Long years after, when old and wellnigh worn out with her Indian campaign, she wrote—

‘It seems curious to look back to the birthday sixty-one years ago, when sweet Mother called me “her ten-years old.” Do you remember my funny little cards of invitation to a feast of liquorice-wine,—with possibly something else,—

‘“This is the eighth of May,

Charlotte’s Happy Birthday.”

‘I would not change this time for that. What a proud ambitious little creature I was! I have a pretty vivid recollection of my own character in youth. I should have liked to climb high and be famous.’

In another letter she alludes to the fact that as a child she had been accused of ‘liking to ride her high horse.’

No doubt in those early days her ambition pointed to higher game than children’s tales written ‘with a purpose.’
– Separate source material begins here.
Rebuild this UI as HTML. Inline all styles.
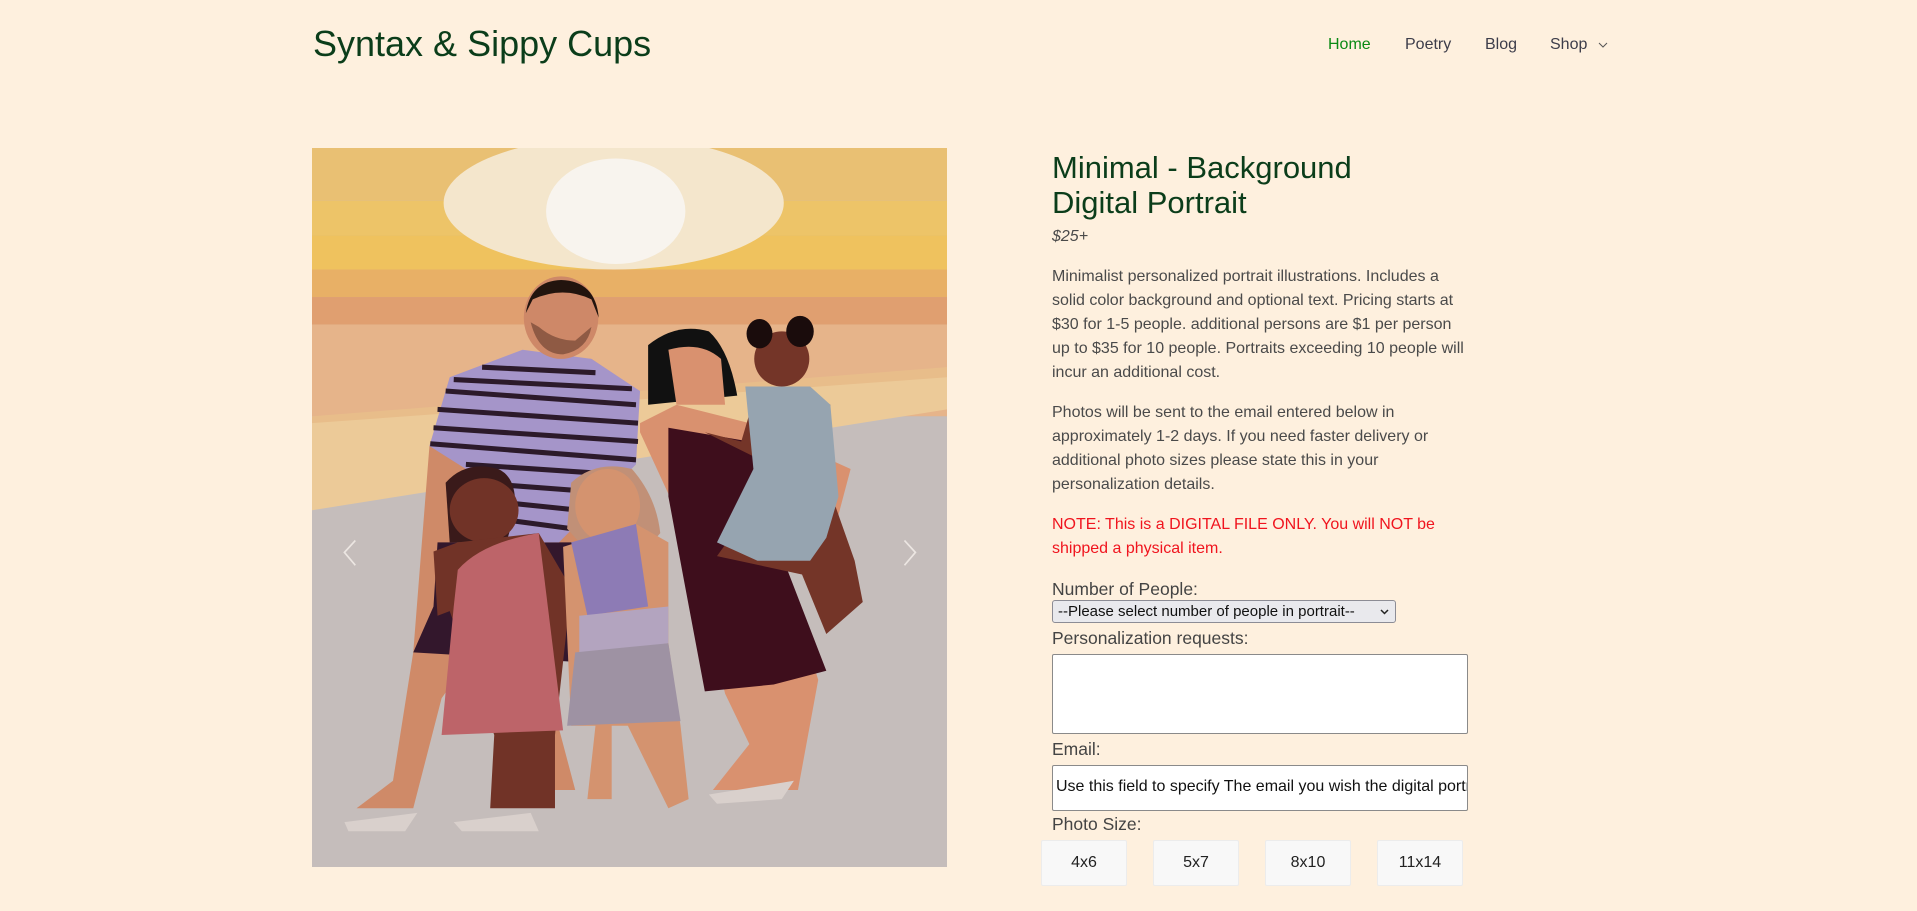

In the gay young family party, two daughters and two sons were older than herself. Of the latter the nearest in age was Robert, four years her senior, the future dying hero of the Indian Mutiny. ‘Our noble Robert’ she calls him long after; and there appears to have been an early and close tie between Robert and his ambitious, eager little sister. Of Fanny, too, the next sister above her in age, two years older than Robert, she was particularly fond. But the tie in her life which was most of all to her, perhaps taking precedence of even her passionate love for her Father, was the bond between herself and Laura, the next youngest sister, about four years her junior. From infancy to old age these two were one, loving each other with an absolutely unbroken and unclouded devotion.